Regia di Marco Bellocchio vedi scheda film
Bellocchio traspone l'acclamato romanzo di Gramellini con l'intento di rappresentare il disagio psicologico del protagonista, che ha origine da un'infanzia irreversibilmente segnata dal lutto. L'operazione è riuscita solo nella prima parte. Nella seconda, invece, il film risulta poco ispirato e privo di vera profondità. Voto 5,5
Tratto dall’acclamato romanzo autobiografico Caso letterario scritto dal giornalista Massimo Gramellini, che Marco Bellocchio adatta con lo scopo di rielaborare alcune delle tematiche a lui più care, come il disagio psicologico, con tanto di allucinazioni e momenti onirici, che deriva dall’elaborazione del lutto.
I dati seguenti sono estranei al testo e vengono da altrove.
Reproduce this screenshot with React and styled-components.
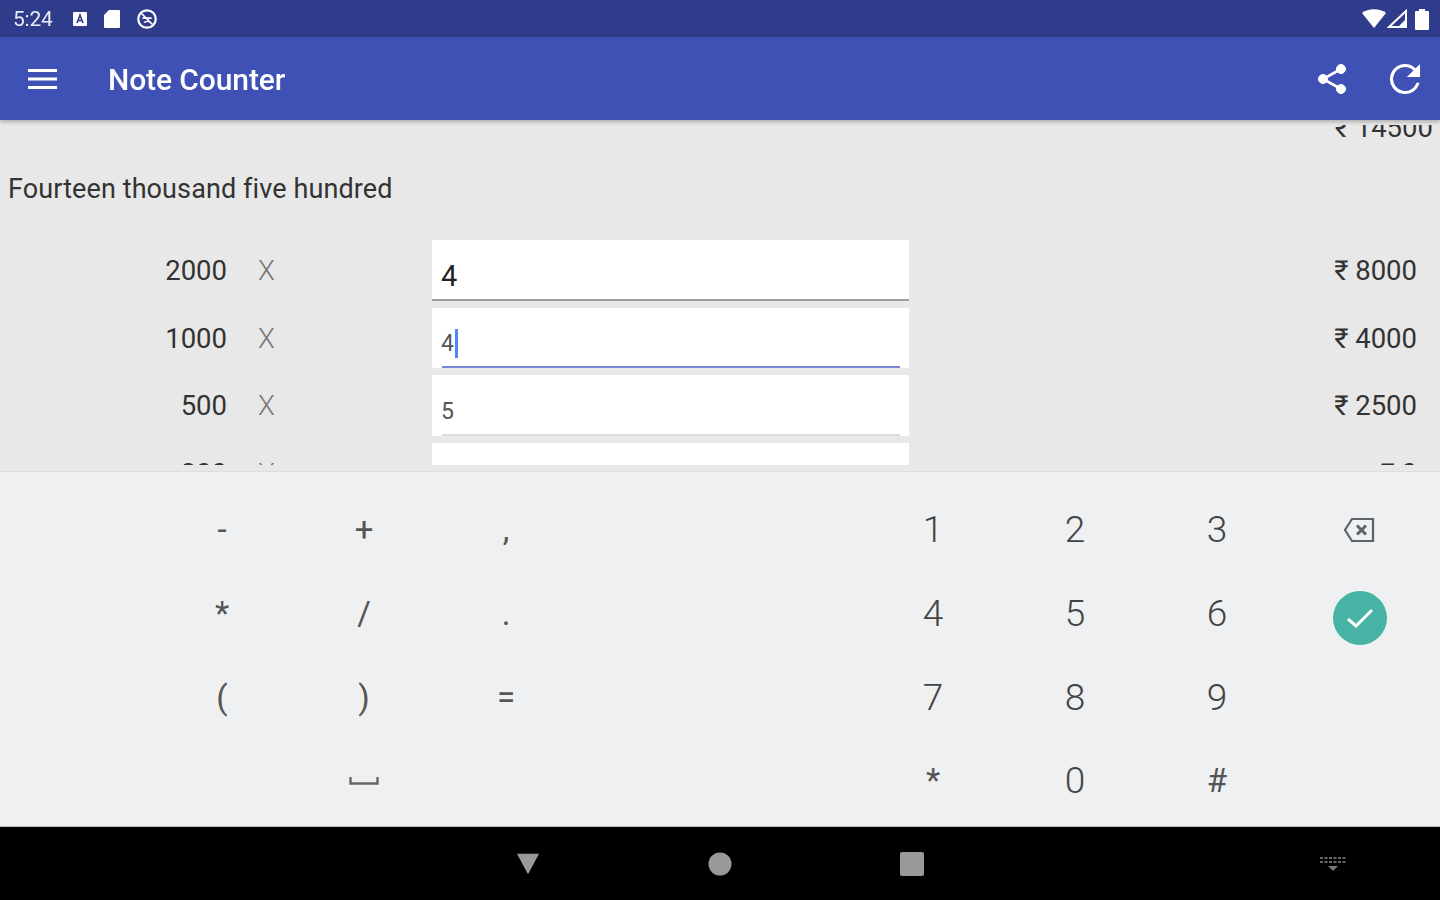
import React from "react";
import styled, { createGlobalStyle } from "styled-components";

const GlobalStyle = createGlobalStyle`
  html, body {
    margin: 0;
    padding: 0;
    background: #000;
  }
  body {
    font-family: Roboto, "Noto Sans", sans-serif;
  }
`;

const Screen = styled.div`
  width: 1440px;
  height: 900px;
  display: flex;
  flex-direction: column;
  overflow: hidden;
  filter: blur(0.6px);
`;

const StatusBar = styled.div`
  height: 37px;
  flex: none;
  background: #2f3c8c;
  color: #fff;
  display: flex;
  align-items: center;
  padding: 0 10px 0 13px;
  font-size: 21px;
  letter-spacing: -0.2px;
`;

const StatusLeft = styled.div`
  display: flex;
  align-items: center;
  gap: 15px;
  flex: 1;
`;

const StatusTime = styled.span`
  margin-right: 4px;
  opacity: 0.9;
`;

const StatusRight = styled.div`
  display: flex;
  align-items: center;
  gap: 1px;
`;

const AppBar = styled.header`
  height: 83px;
  flex: none;
  background: #3f51b5;
  color: #fff;
  display: flex;
  align-items: center;
  padding: 0 19px 0 28px;
  box-shadow: 0 2px 4px rgba(0, 0, 0, 0.25);
  position: relative;
  z-index: 1;
`;

const Title = styled.h1`
  margin: 2px 0 0 51px;
  flex: 1;
  font-size: 30px;
  font-weight: 500;
  letter-spacing: -0.1px;
`;

const BarActions = styled.div`
  display: flex;
  align-items: center;
  gap: 42px;
`;

const Content = styled.main`
  height: 352px;
  flex: none;
  box-sizing: border-box;
  padding: 5px 0 6px;
  background: #e8e8e8;
  color: #333;
  border-bottom: 1px solid #dedede;
`;

const Scroller = styled.div`
  height: 100%;
  overflow: hidden;
`;

const Total = styled.div`
  margin-top: -12px;
  height: 30px;
  line-height: 30px;
  text-align: right;
  padding-right: 7px;
  font-size: 27.5px;
`;

const Words = styled.div`
  margin: 31px 0 0 8px;
  height: 30px;
  line-height: 30px;
  font-size: 27px;
  letter-spacing: 0.1px;
`;

const Rows = styled.div`
  margin-top: 36px;
  display: flex;
  flex-direction: column;
  gap: 7px;
`;

const Row = styled.div`
  display: grid;
  grid-template-columns: 227px 78px 127px 477px 1fr;
  grid-template-rows: 60.5px;
  flex: none;
  font-size: 27.5px;
`;

const Note = styled.div`
  text-align: right;
  line-height: 61px;
`;

const Times = styled.div`
  color: #777;
  padding-left: 31px;
  line-height: 61px;
  font-weight: 300;
`;

const Field = styled.div`
  grid-column: 4;
  background: #fff;
  position: relative;
  box-sizing: border-box;
  padding: 12px 0 0 9px;
  display: flex;
  align-items: center;
  font-size: ${({ $large }) => ($large ? "29px" : "23px")};
  color: ${({ $large }) => ($large ? "#222" : "#555")};

  &::after {
    content: "";
    position: absolute;
    bottom: 0;
    height: 2px;
    left: ${({ $line }) => ($line === "full" ? "0" : "10px")};
    right: ${({ $line }) => ($line === "full" ? "0" : "9px")};
    background: ${({ $line }) =>
      $line === "full" ? "#9e9e9e" : $line === "active" ? "#7b86d6" : "#dcdcdc"};
  }
`;

const Caret = styled.span`
  display: inline-block;
  width: 3px;
  height: 29px;
  margin-left: 1px;
  background: #4f86f7;
`;

const Amount = styled.div`
  text-align: right;
  padding-right: 23px;
  line-height: 61px;
  white-space: nowrap;
`;

const Keyboard = styled.section`
  height: 355px;
  flex: none;
  box-sizing: border-box;
  background: #eef0f2;
  padding: 16px 10px 0 151px;
  display: grid;
  grid-template-columns: repeat(3, 142px) 285px repeat(4, 142px);
  grid-auto-rows: 83.7px;
  border-bottom: 1px solid #bbb;
`;

const Key = styled.div`
  grid-column: ${({ $col }) => $col};
  grid-row: ${({ $row }) => $row};
  display: flex;
  align-items: center;
  justify-content: center;
  font-size: ${({ $symbol }) => ($symbol ? "33px" : "37px")};
  font-weight: ${({ $symbol }) => ($symbol ? 400 : 300)};
  color: ${({ $symbol }) => ($symbol ? "#555" : "#444")};
`;

const Done = styled.div`
  width: 54px;
  height: 54px;
  border-radius: 50%;
  background: #46b3a4;
  display: flex;
  align-items: center;
  justify-content: center;
  margin: 8px 0 0 1px;
`;

const NavBar = styled.nav`
  flex: 1;
  background: #000;
  position: relative;
  display: flex;
  align-items: center;
  justify-content: center;
  gap: 168px;
`;

const NavSlot = styled.div`
  width: 24px;
  height: 24px;
  display: flex;
  align-items: center;
  justify-content: center;
`;

const KeyboardSwitch = styled.div`
  position: absolute;
  right: 94px;
  top: 29px;
  line-height: 0;
`;

const symbolKeys = [
  ["-", 1, 1], ["+", 2, 1], [",", 3, 1],
  ["*", 1, 2], ["/", 2, 2], [".", 3, 2],
  ["(", 1, 3], [")", 2, 3], ["=", 3, 3],
];

const digitKeys = [
  ["1", 5, 1], ["2", 6, 1], ["3", 7, 1],
  ["4", 5, 2], ["5", 6, 2], ["6", 7, 2],
  ["7", 5, 3], ["8", 6, 3], ["9", 7, 3],
  ["*", 5, 4, true], ["0", 6, 4], ["#", 7, 4, true],
];

const notes = [
  { note: 2000, count: "4", total: 8000, line: "full", large: true },
  { note: 1000, count: "4", total: 4000, line: "active", caret: true },
  { note: 500, count: "5", total: 2500, line: "idle" },
];

export default function App() {
  return (
    <Screen>
      <GlobalStyle />
      <StatusBar>
        <StatusLeft>
          <StatusTime>5:24</StatusTime>
          <svg width="16" height="16" viewBox="0 0 16 16">
            <rect x="1" y="1" width="14" height="14" rx="1" fill="#fff" />
            <path d="M5 12 8 4l3 8M6.2 9.5h3.6" stroke="#2f3c8c" strokeWidth="1.6" fill="none" />
          </svg>
          <svg width="18" height="20" viewBox="0 0 18 20">
            <path d="M6 1h10a1 1 0 0 1 1 1v16a1 1 0 0 1-1 1H2a1 1 0 0 1-1-1V6z" fill="#fff" />
          </svg>
          <svg width="22" height="22" viewBox="0 0 24 24" fill="none" stroke="#fff">
            <circle cx="12" cy="12" r="9.5" strokeWidth="2.4" />
            <path d="M6 6l12 12M7 11h10M9 16c2-2 5-2 7 0" strokeWidth="1.8" />
          </svg>
        </StatusLeft>
        <StatusRight>
          <svg width="24" height="20" viewBox="0 0 24 20">
            <path d="M0 4C6-1 18-1 24 4L12 19z" fill="#fff" />
          </svg>
          <svg width="20" height="20" viewBox="0 0 20 20">
            <path d="M19 18V2L2 18z" fill="none" stroke="#fff" strokeWidth="2" />
            <path d="M19 18v-8l-8 8z" fill="#fff" />
          </svg>
          <svg width="16" height="22" viewBox="0 0 16 22" style={{ marginLeft: 6 }}>
            <path d="M5 1h6v2h3a1 1 0 0 1 1 1v17a1 1 0 0 1-1 1H2a1 1 0 0 1-1-1V4a1 1 0 0 1 1-1h3z" fill="#fff" />
          </svg>
        </StatusRight>
      </StatusBar>

      <AppBar>
        <svg width="29" height="20" viewBox="0 0 29 20" fill="#fff">
          <rect y="0" width="29" height="3" />
          <rect y="8.5" width="29" height="3" />
          <rect y="17" width="29" height="3" />
        </svg>
        <Title>Note Counter</Title>
        <BarActions>
          <svg width="30" height="32" viewBox="0 0 30 32" fill="#fff" stroke="#fff">
            <circle cx="24" cy="6" r="4.5" />
            <circle cx="6" cy="16" r="4.5" />
            <circle cx="24" cy="26" r="4.5" />
            <path d="M24 6 6 16l18 10" fill="none" strokeWidth="2.6" />
          </svg>
          <svg width="32" height="32" viewBox="3.5 3.5 17 17" fill="#fff">
            <path d="M17.65 6.35A7.96 7.96 0 0 0 12 4a8 8 0 1 0 7.73 10h-1.6A6.4 6.4 0 1 1 12 5.600c1.780 0 3.380.72 4.500 1.900L13 11h7V4z" />
          </svg>
        </BarActions>
      </AppBar>

      <Content>
        <Scroller>
          <Total>₹ 14500</Total>
          <Words>Fourteen thousand five hundred</Words>
          <Rows>
            {notes.map((row) => (
              <Row key={row.note}>
                <Note>{row.note}</Note>
                <Times>X</Times>
                <Field $line={row.line} $large={row.large}>
                  {row.count}
                  {row.caret && <Caret />}
                </Field>
                <Amount>₹ {row.total}</Amount>
              </Row>
            ))}
            <Row>
              <Note>200</Note>
              <Times>X</Times>
              <Field $line="idle" />
              <Amount>₹ 0</Amount>
            </Row>
          </Rows>
        </Scroller>
      </Content>

      <Keyboard>
        {symbolKeys.map(([label, col, row]) => (
          <Key key={label} $col={col} $row={row} $symbol>
            {label}
          </Key>
        ))}
        <Key $col={2} $row={4}>
          <svg width="30" height="10" viewBox="0 0 30 10" fill="none" stroke="#666" strokeWidth="2.4">
            <path d="M1.5 1v6.5h27V1" />
          </svg>
        </Key>
        {digitKeys.map(([label, col, row, symbol]) => (
          <Key key={label} $col={col} $row={row} $symbol={symbol}>
            {label}
          </Key>
        ))}
        <Key $col={8} $row={1}>
          <svg width="32" height="26" viewBox="0 0 32 26" fill="none" stroke="#5f6368" strokeWidth="2.2">
            <path d="M9 2h21v22H9L2 13z" />
            <path d="M14 8.5l9 9M23 8.5l-9 9" strokeWidth="3" />
          </svg>
        </Key>
        <Key $col={8} $row={2}>
          <Done>
            <svg width="28" height="22" viewBox="0 0 28 22" fill="none" stroke="#fff" strokeWidth="3">
              <path d="M2 12l8 7L26 3" />
            </svg>
          </Done>
        </Key>
      </Keyboard>

      <NavBar>
        <NavSlot>
          <svg width="26" height="24" viewBox="0 0 26 24">
            <path d="M1 1h24L13 23z" fill="#999" />
          </svg>
        </NavSlot>
        <NavSlot>
          <svg width="24" height="24" viewBox="0 0 24 24">
            <circle cx="12" cy="12" r="11.5" fill="#999" />
          </svg>
        </NavSlot>
        <NavSlot>
          <svg width="24" height="24" viewBox="0 0 24 24">
            <rect x="0" y="0" width="24" height="24" rx="2" fill="#999" />
          </svg>
        </NavSlot>
        <KeyboardSwitch>
          <svg width="26" height="16" viewBox="0 0 26 16" fill="#666">
            <path d="M0 1h3v2H0zM4.500 1h3v2h-3zM9 1h3v2H9zM13.500 1h3v2h-3zM18 1h3v2h-3zM22.500 1h3v2h-3zM0 5h3v2H0zM4.500 5h3v2h-3zM9 5h3v2H9zM13.500 5h3v2h-3zM18 5h3v2h-3zM22.500 5h3v2h-3z" />
            <path d="M8 10h10l-5 5z" fill="#777" />
          </svg>
        </KeyboardSwitch>
      </NavBar>
    </Screen>
  );
}
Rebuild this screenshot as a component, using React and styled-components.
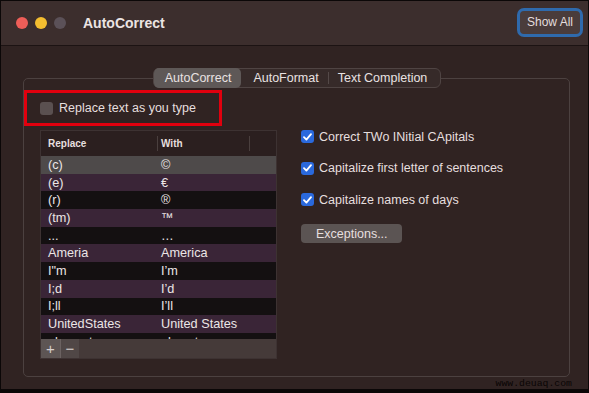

Da questo punto di vista, il film funziona solamente nella prima parte, dove la descrizione della Torino degli anni ‘60 ed il racconto di un’infanzia irreversibilmente segnata sono piuttosto efficaci. Nella seconda, invece, Bellocchio cambia registro e tenta di esprimere le ansie ed il malessere interiore del bravo Valerio Mastandrea attraverso l’espressività della splendida fotografia, scadendo però troppe volte nel semplicismo con parecchie scene inconcludenti, in cui lo spessore delle tematiche trattate si riduce ad un esiguo alternarsi di immagini e sguardi. E’ evidente, quando si guarda il film, di assistere ad un prodotto artistico di un grande autore, molto competente in ambito registico, ma che stavolta risulta poco ispirato e/o incapace di trovare la cifra stilistica ideale per centrare il suo obiettivo. In conclusione, manca di vera profondità.